Kiss chase

Kiss chase


By Michael Pickard
October 12, 2020

The Director’s Chair

Mary Poppins Returns star Emily Mortimer opens up about writing and directing The Pursuit of Love for the BBC and Amazon, adapting Nancy Mitford’s novel and why she wanted to fire herself.

Before production began on The Pursuit of Love, writer-director Emily Mortimer wanted to fire herself. Best known for acting roles in Lovely & Amazing, Lars & the Real Girl and Mary Poppins Returns, Mortimer also appears on screen in the BBC and Amazon’s three-part miniseries.

But the self-deprecating star admits she didn’t really want to be in it, calling the challenge of directing herself the “worst part of the entire experience.”

“I tried to fire myself just before we started filming because I just was like, ‘I can’t do this,’” she tells DQ after completing a day of filming. “When it came to getting ready to shoot, I was desperate to get out of it, and I tried to fire myself and I wasn’t allowed to. Apparently it’s in my contract. But the least comfortable I felt was when I was directing myself because it was like sending something out to sea.

“As an actor, I’m full of self-disgust at the best of times. That’s the experience of being an actor. You really just hate yourself and everything you do. And then when you’re directing yourself at the same time, the self-loathing thing skyrocketed to extreme levels, especially running back and forth from the monitor in a wig and feeling like, ‘Oh, this is just too much, I’ve bitten off more than I can chew.’ But luckily, I’m only in it for a few scenes. But if I could have done, I would have fired myself.”

Marking Mortimer’s directorial debut, The Pursuit of Love features a starry ensemble cast headed up by Lily James (Cinderella) and Emily Beecham (Little Joe), alongside Dominic West (The Wire), Dolly Wells (Dracula) and Andrew Scott (Fleabag). Based on Nancy Mitford’s 1945 novel, the romantic comedy-drama tells a story of love and friendship set between the two World Wars.

Emily Mortimer on set for The Pursuit of Love, her first directing job

It follows the adventures and misadventures of the charismatic and fearless Linda Radlett (James) and her best friend and cousin, Fanny Logan (Beecham). The two women are on the hunt for the ideal husband, but their friendship is put to the test when Fanny settles for a steady life and Linda decides to follow her heart – to increasingly wild and outrageous places. As social and political divisions split the nation, their diverging choices raise personal questions about freedom, love, sex and the mystery of the human heart.

West and Wells play Linda’s parents, Uncle Matthew and Aunt Sadie Radlett; Scott is the Radlett’s eccentric neighbour, Lord Merlin; Beattie Edmondson plays Louisa Radlett; and Mortimer plays Fanny’s mother, who is known as The Bolter.

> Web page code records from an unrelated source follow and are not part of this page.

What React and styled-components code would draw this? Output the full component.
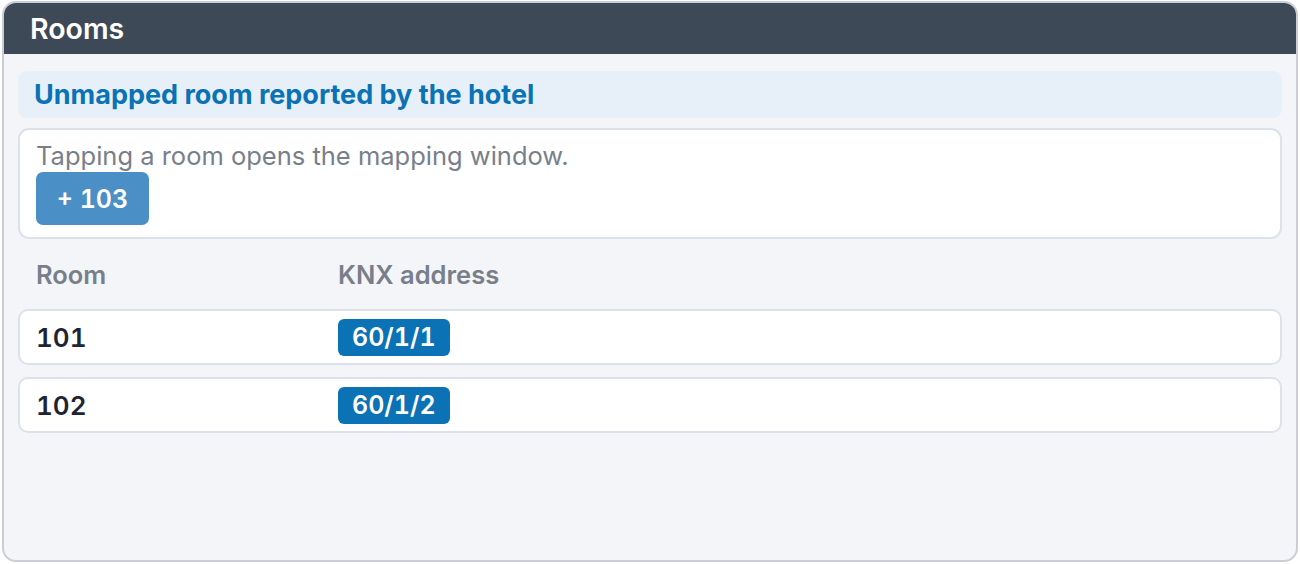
import React from 'react';
import styled, { createGlobalStyle } from 'styled-components';

const GlobalStyle = createGlobalStyle`
  html, body {
    margin: 0;
    padding: 0;
    background: #ffffff;
    font-family: Inter, "Noto Sans", sans-serif;
  }
  * { box-sizing: border-box; }
`;

const Panel = styled.div`
  margin: 1px 2px 0 2px;
  height: 561px;
  border: 2px solid #c9ced8;
  border-radius: 14px;
  background: #f3f5f8;
  overflow: hidden;
  display: flex;
  flex-direction: column;
`;

const Header = styled.div`
  background: #3e4958;
  height: 51px;
  padding: 0 26px;
  display: flex;
  align-items: center;
  color: #ffffff;
  font-size: 28.5px;
  font-weight: 600;
`;

const Body = styled.div`
  padding: 17px 14px 0 14px;
  display: flex;
  flex-direction: column;
`;

const SectionTitle = styled.div`
  background: #e7f0f8;
  border-radius: 9px;
  height: 47px;
  padding: 0 16px;
  display: flex;
  align-items: center;
  color: #0a72b5;
  font-size: 27px;
  font-weight: 700;
`;

const Card = styled.div`
  margin-top: 10px;
  background: #ffffff;
  border: 2px solid #dde2ea;
  border-radius: 11px;
  padding: 10px 16px 12px 16px;
  display: flex;
  flex-direction: column;
  align-items: flex-start;
`;

const Hint = styled.div`
  color: #787f8b;
  font-size: 25.5px;
  line-height: 32px;
`;

const RoomButton = styled.button`
  border: none;
  background: #4a8fc6;
  color: #ffffff;
  border-radius: 7px;
  width: 113px;
  height: 53px;
  font-family: inherit;
  font-size: 25px;
  font-weight: 600;
  font-variant-numeric: tabular-nums;
  cursor: pointer;
`;

const Columns = styled.div`
  display: grid;
  grid-template-columns: 302px 1fr;
  padding: 0 18px;
  height: 70px;
  align-items: center;
  color: #787f8b;
  font-size: 25.5px;
  font-weight: 600;
`;

const Rows = styled.div`
  display: flex;
  flex-direction: column;
  gap: 12px;
`;

const Row = styled.div`
  display: grid;
  grid-template-columns: 302px 1fr;
  align-items: center;
  height: 56px;
  padding: 0 16px;
  background: #ffffff;
  border: 2px solid #dde2ea;
  border-radius: 10px;
`;

const RoomNumber = styled.div`
  color: #1e2432;
  font-size: 26px;
  font-weight: 600;
  font-variant-numeric: tabular-nums;
`;

const Address = styled.span`
  justify-self: start;
  background: #0a72b5;
  color: #ffffff;
  border-radius: 6px;
  padding: 0 14px;
  height: 37px;
  display: flex;
  align-items: center;
  font-size: 25px;
  font-weight: 600;
  font-variant-numeric: tabular-nums;
`;

const rooms = [
  { room: '101', knx: '60/1/1' },
  { room: '102', knx: '60/1/2' },
];

export default function App() {
  return (
    <>
      <GlobalStyle />
      <Panel>
        <Header>Rooms</Header>
        <Body>
          <SectionTitle>Unmapped room reported by the hotel</SectionTitle>
          <Card>
            <Hint>Tapping a room opens the mapping window.</Hint>
            <RoomButton>+ 103</RoomButton>
          </Card>
          <Columns>
            <span>Room</span>
            <span>KNX address</span>
          </Columns>
          <Rows>
            {rooms.map((r) => (
              <Row key={r.room}>
                <RoomNumber>{r.room}</RoomNumber>
                <div>
                  <Address>{r.knx}</Address>
                </div>
              </Row>
            ))}
          </Rows>
        </Body>
      </Panel>
    </>
  );
}
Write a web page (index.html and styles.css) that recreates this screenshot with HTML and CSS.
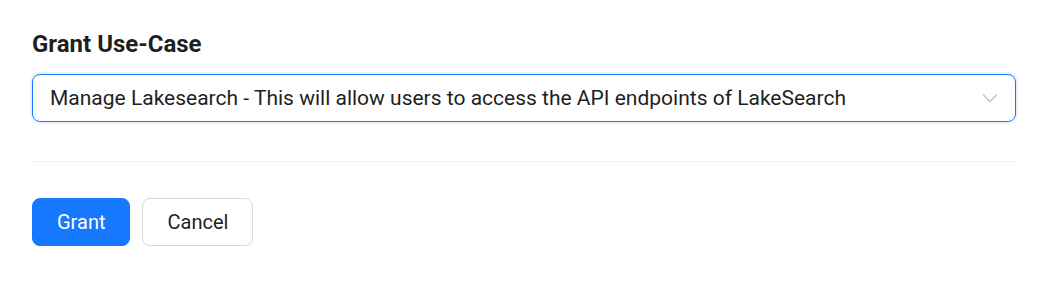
FILE: index.html
```html
<!DOCTYPE html>
<html>
<head>
<title>Grant Use-Case</title>
<link rel="stylesheet" href="styles.css">
</head>
<body>
<div class="panel">
  <div class="heading">Grant Use-Case</div>
  <div class="select">
    <span class="select-value">Manage Lakesearch - This will allow users to access the API endpoints of LakeSearch</span>
    <svg class="arrow" width="16" height="10" viewBox="0 0 16 10"><path d="M1 1.5 L8 8.5 L15 1.5" fill="none" stroke="#bfbfbf" stroke-width="1.3"/></svg>
  </div>
  <div class="divider"></div>
  <div class="actions">
    <button class="btn btn-primary">Grant</button>
    <button class="btn">Cancel</button>
  </div>
</div>
</body>
</html>
```
FILE: styles.css
```css
body {
  margin: 0;
  background: #fff;
  font-family: Roboto, "Liberation Sans", sans-serif;
  color: rgba(0, 0, 0, 0.88);
}
.panel {
  padding: 30px 28px 0 32px;
}
.heading {
  font-size: 24px;
  font-weight: 700;
  line-height: 28px;
  color: #1f1f1f;
}
.select {
  margin-top: 16px;
  height: 48px;
  box-sizing: border-box;
  border: 1px solid #1677ff;
  border-radius: 8px;
  box-shadow: 0 0 0 2px rgba(5, 145, 255, 0.1);
  display: flex;
  align-items: center;
  padding: 0 17px 0 17px;
}
.select-value {
  flex: 1;
  font-size: 21px;
  color: #1f1f1f;
}
.arrow {
  display: block;
}
.divider {
  margin-top: 39px;
  border-top: 1px solid #f0f0f0;
}
.actions {
  margin-top: 36px;
  display: flex;
  gap: 12px;
}
.btn {
  height: 48px;
  padding: 0 24px;
  font-family: Roboto, "Liberation Sans", sans-serif;
  font-size: 20px;
  border-radius: 8px;
  border: 1px solid #d9d9d9;
  background: #fff;
  color: #1f1f1f;
  box-shadow: 0 2px 0 rgba(0, 0, 0, 0.02);
}
.btn-primary {
  background: #1677ff;
  border-color: #1677ff;
  color: #fff;
  box-shadow: 0 2px 0 rgba(5, 145, 255, 0.1);
}
```
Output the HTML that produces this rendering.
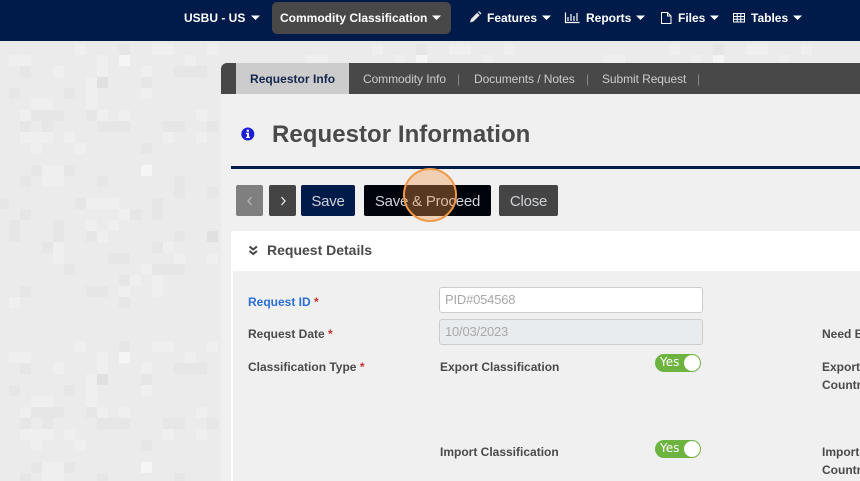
<!DOCTYPE html>
<html><head><meta charset="utf-8"><title>Requestor Information</title>
<style>
html,body{margin:0;padding:0;width:860px;height:481px;overflow:hidden;background:#ebebeb;font-family:"Liberation Sans",sans-serif}
.a{position:absolute;white-space:nowrap}
.n{color:#fff;font-weight:bold;font-size:12px;line-height:16px;top:10px}
.t{color:#ccc;font-size:12px;line-height:16px;top:71px;letter-spacing:-.08px}
.s{color:#8a8a8a;font-size:12px;line-height:14px;top:72px}
.b{top:185px;height:31px;line-height:33px;border-radius:2px;text-align:center;color:#cfd2d8;font-size:15px;letter-spacing:-.22px}
.l{color:#4a4a4a;font-weight:bold;font-size:12px;line-height:15px}
.r{color:#c9302c}
.i{left:439px;width:262px;height:24px;border:1px solid #ccc;border-radius:3px;font-size:13px;line-height:24px;color:#a8a8a8;text-indent:5px;letter-spacing:-.2px}
.y{left:655px;width:46px;height:18px;border-radius:9px;background:#6db33f}
.y b{position:absolute;left:5px;top:0;font-family:"DejaVu Sans",sans-serif;font-weight:normal;font-size:12px;line-height:17px;color:#fff}
.y i{position:absolute;right:1px;top:1px;width:16px;height:16px;border-radius:50%;background:#fff}
</style></head><body>
<svg class="a" style="left:0;top:0" width="860" height="481">
<defs><pattern id="tp" patternUnits="userSpaceOnUse" x="0" y="44" width="297" height="297" viewBox="0 44 297 297">
<path fill="#e6e6e6" d="M31 165h11v11H31zM64 165h11v11H64zM20 176h11v11H20zM97 176h11v11H97zM75 198h11v11H75zM152 198h11v22h-11zM130 209h11v11h-11zM20 209h11v11H20zM53 220h11v22H53zM9 220h11v22H9zM86 231h11v11H86zM174 231h11v11h-11zM152 242h11v11h-11zM42 242h11v11H42zM108 253h22v11h-22zM64 264h11v11H64zM152 264h33v11h-33zM119 275h11v11h-11zM20 286h11v11H20zM86 286h22v11H86zM119 297h11v11h-11zM174 176h11v22h-11zM207 187h11v11h-11zM0 198h9v11H0zM119 44h11v11h-11zM20 66h11v11H20zM9 88h11v11H9zM64 88h11v11H64zM141 77h11v11h-11zM174 66h33v11h-33zM31 110h33v11H31zM86 110h11v11H86zM20 121h11v11H20zM42 121h11v11H42zM97 121h33v11H97zM163 121h22v11h-22zM207 121h11v11h-11zM141 143h11v11h-11z"/>
<path fill="#e0e0e0" d="M97 77h11v11H97zM207 231h11v11h-11z"/>
<path fill="#efefef" d="M42 165h22v22H42zM86 198h33v11H86zM119 209h11v11h-11zM86 220h11v11H86zM108 220h11v11h-11zM97 231h11v11H97zM53 242h11v22H53zM163 242h11v11h-11zM174 253h11v11h-11zM207 253h11v11h-11zM141 264h11v11h-11zM130 275h11v11h-11zM152 275h11v22h-11zM9 297h11v11H9zM119 286h11v11h-11zM75 44h11v11H75zM9 55h22v11H9zM97 55h11v22H97zM185 55h11v11h-11zM207 44h11v11h-11zM152 44h22v11h-22zM53 66h11v11H53zM141 66h11v11h-11zM141 88h11v11h-11zM86 77h11v33H86zM31 99h22v11H31zM97 110h11v11H97zM119 110h11v11h-11zM196 110h11v11h-11zM20 110h11v11H20zM64 132h11v11H64zM20 132h33v11H20zM163 132h11v11h-11zM196 132h11v11h-11zM31 143h11v11H31zM75 143h11v11H75z"/>
<path fill="#f5f5f5" d="M119 55h11v11h-11zM141 165h11v11h-11z"/>
</pattern></defs>
<rect x="0" y="41" width="860" height="440" fill="url(#tp)"/>
</svg>

<!-- nav -->
<div class="a" style="left:0;top:0;width:860px;height:41px;background:#001a49"></div>
<div class="a" style="left:272px;top:2px;width:179px;height:32px;border-radius:5px;background:#484848"></div>
<div class="a n" style="left:184px">USBU - US</div>
<div class="a n" style="left:280px">Commodity Classification</div>
<div class="a n" style="left:487px">Features</div>
<div class="a n" style="left:586px">Reports</div>
<div class="a n" style="left:678px">Files</div>
<div class="a n" style="left:751px">Tables</div>
<svg class="a" style="left:0;top:0" width="860" height="41" fill="#fff">
<path d="M251 15.500h9l-4.500 4.500zM432 15.500h9l-4.500 4.500zM542 15.500h9l-4.500 4.500zM636 15.500h9l-4.500 4.500zM710 15.500h9l-4.500 4.500zM793 15.500h9l-4.500 4.500z"/>
<path d="M470 22.500l1-3.500 6.200-6.200 2.500 2.500-6.200 6.200zM478 12l1-1 2.500 2.500-1 1z" fill="#e8e8e8"/>
<path d="M565.500 12.500v10h14M568 21v-4M571 21v-7M574 21v-5M577 21v-8" fill="none" stroke="#fff" stroke-width="1.200"/>
<path d="M661.500 12.500h6l3.500 3.500v7.500h-9.500zM667.500 12.500v3.500h3.500" fill="none" stroke="#fff" stroke-width="1"/>
<path d="M733.500 13.500h11v8.500h-11zM733.500 16.500h11M733.500 19.300h11M737.200 13.500v8.500M740.800 13.500v8.500" fill="none" stroke="#fff" stroke-width="1"/>
</svg>

<!-- panel -->
<div class="a" style="left:221px;top:63px;width:639px;height:418px;background:#f0f0f0;border-top-left-radius:6px"></div>
<div class="a" style="left:221px;top:63px;width:639px;height:31px;background:#484848;border-top-left-radius:6px"></div>
<div class="a" style="left:236px;top:63px;width:113px;height:31px;background:#ccc"></div>
<div class="a" style="left:250px;top:71px;color:#14264f;font-weight:bold;font-size:12px;line-height:16px;letter-spacing:.03px">Requestor Info</div>
<div class="a t" style="left:363px">Commodity Info</div>
<div class="a s" style="left:457px">|</div>
<div class="a t" style="left:474px">Documents / Notes</div>
<div class="a s" style="left:586px">|</div>
<div class="a t" style="left:602px">Submit Request</div>
<div class="a s" style="left:697px">|</div>

<svg class="a" style="left:241px;top:127px" width="14" height="14"><circle cx="6.800" cy="7" r="6.500" fill="#1a1fd6"/><path d="M5.700 2.700h2.300v2H5.700zM5 5.800h3v3.900h1v1.300H5V9.700h1V7.100H5z" fill="#fff"/></svg>
<div class="a" style="left:272px;top:120px;font-size:24px;line-height:30px;font-weight:bold;color:#4a4a4a;letter-spacing:.05px">Requestor Information</div>
<div class="a" style="left:231px;top:166px;width:629px;height:3px;background:#001a49"></div>

<!-- buttons -->
<div class="a b" style="left:236px;width:27px;background:#7f7f7f"></div>
<div class="a b" style="left:269px;width:27px;background:#444"></div>
<svg class="a" style="left:236px;top:185px" width="60" height="31"><path d="M15.500 12l-3.500 4 3.500 4" fill="none" stroke="#b5b5b5" stroke-width="1.300"/><path d="M45.500 12l3.500 4-3.500 4" fill="none" stroke="#eee" stroke-width="1.300"/></svg>
<div class="a b" style="left:301px;width:54px;background:#001a49">Save</div>
<div class="a b" style="left:364px;width:127px;background:#02040c">Save &amp; Proceed</div>
<div class="a b" style="left:499px;width:59px;background:#444">Close</div>
<div class="a" style="left:403px;top:168px;width:50px;height:50px;border:2px solid #ef9a4a;border-radius:50%;background:rgba(240,150,70,.36)"></div>

<!-- section -->
<div class="a" style="left:231px;top:231px;width:629px;height:250px;background:#fff;border-top-left-radius:3px"></div>
<div class="a" style="left:233px;top:271px;width:627px;height:210px;background:#f0f0f0"></div>
<svg class="a" style="left:248px;top:245px" width="11" height="12"><path d="M1.500 1.500l3.700 3 3.700-3M1.500 6l3.700 3 3.700-3" fill="none" stroke="#444" stroke-width="2"/></svg>
<div class="a" style="left:267px;top:241px;font-size:14px;line-height:18px;font-weight:bold;color:#4a4a4a">Request Details</div>

<div class="a l" style="left:248px;top:295px;color:#2a6fd6">Request ID <span class="r">*</span></div>
<div class="a l" style="left:248px;top:327px">Request Date <span class="r">*</span></div>
<div class="a l" style="left:248px;top:360px">Classification Type <span class="r">*</span></div>
<div class="a i" style="top:287px;background:#fff">PID#054568</div>
<div class="a i" style="top:319px;background:#e9ecef">10/03/2023</div>
<div class="a l" style="left:440px;top:360px">Export Classification</div>
<div class="a l" style="left:440px;top:445px">Import Classification</div>
<div class="a y" style="top:354px"><b>Yes</b><i></i></div>
<div class="a y" style="top:440px"><b>Yes</b><i></i></div>
<div class="a l" style="left:822px;top:327px">Need By</div>
<div class="a l" style="left:822px;top:360px">Export</div>
<div class="a l" style="left:822px;top:378px">Country</div>
<div class="a l" style="left:822px;top:445px">Import</div>
<div class="a l" style="left:822px;top:463px">Country</div>
</body></html>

Distributed by BBC Studios, the BBC1 drama is produced by Open Book and Moonage Pictures, with Amazon Studios coproducing for the US, Canada, Australia and New Zealand.

Mortimer had read Mitford’s novel as a teenager and says the story and Hons & Rebels, the memoir by Nancy’s communist sister Jessica, both stayed with her as she launched her acting career and then moved to the US.

“Living in America, they were part of my cultural memory of England,” she recalls. “I’d carry Hons & Rebels around and give it to people as a Christmas present or birthday present and buy it in bulk. It immediately felt like something familiar and when I was asked to adapt to The Pursuit of Love, I was just so struck by reading it as a 40-whatever-year-old all those years later and our culture having changed so dramatically and life having got so fast and furious.

“Nancy Mitford was growing up between the wars in England and it really feels radical and really shocking, funny and unafraid. There’s an absurdity to it and a remorseless lack of earnestness to it, which is bracing, and it’s incredibly non-judgemental. It’s a satire in a way, and just incredibly honest about love and what it is to be a woman. It’s unfettered by saying the wrong things, it’s just being honest.”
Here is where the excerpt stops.